On en arrive à se demander si finalement la fermeture du prestigieux institut des études islamiques n'était pas une manière bien subtile  d'effacer l'œuvre du grand bâtisseur dont l'ombre continuait de gêner le père de la Nation ?

De même il n'est pas interdit de penser que le kidnapping  politique  de l'auteur du livre nommé à peine sorti de son adolescence à tel point  qu'on le surnomma  "Ministre au biberon "  qui était, en apparence, un précieux cadeau offert au vieux patriarche, cachait, en fait, le désir, intelligemment, maîtrisé  par le Président Moktar de faire barrage à  l'ambition de Souleymane ( jeune frère de Abdoullah ) ; lequel était l'unique fils du vénérable Baba  qui avait fait l'école des Nazaréens.....

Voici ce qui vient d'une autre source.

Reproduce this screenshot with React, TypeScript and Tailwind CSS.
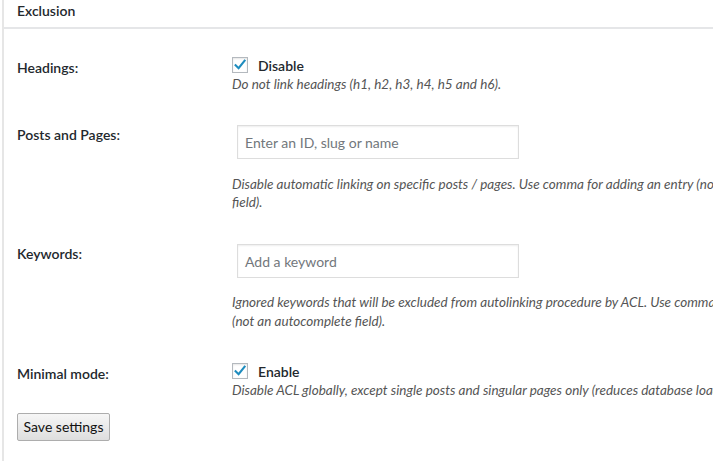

Mais tout ceci se lit à travers un voile de pudeur qu'une certaine élite boutimitoise  sait porter avec une  enviable élégance ,.
Globalement, le parcimonieux tome premier du parcours de son Excellence Monsieur le Bâtonnier Ahmed Kelly  contient les éléments d'une saga mauritanienne, pour reprendre le titre du roman  " Boutilimit " de Marcel G laugel dans laquelle défilent, tour à tour, Voltaire et le cadi Ismaël , le General de Gaulle et l'Emir Abderrahmane ould Soueid Ahmed , les chameliers  du désert et les cultivateurs de la vallée etc., et qui, de ce fait , se présente, furtivement, comme un mélange de cultures différentes tout en renvoyant une belle image tenant à la gestion de la diversité raciale et tribalo-ethnique.
Mais la  parcimonie est, particulièrement, ressentie quand l'auteur aborde certaines questions relatives  aux affaires de l'Etat et aux sujets de l'histoire politique récente qui fâchent.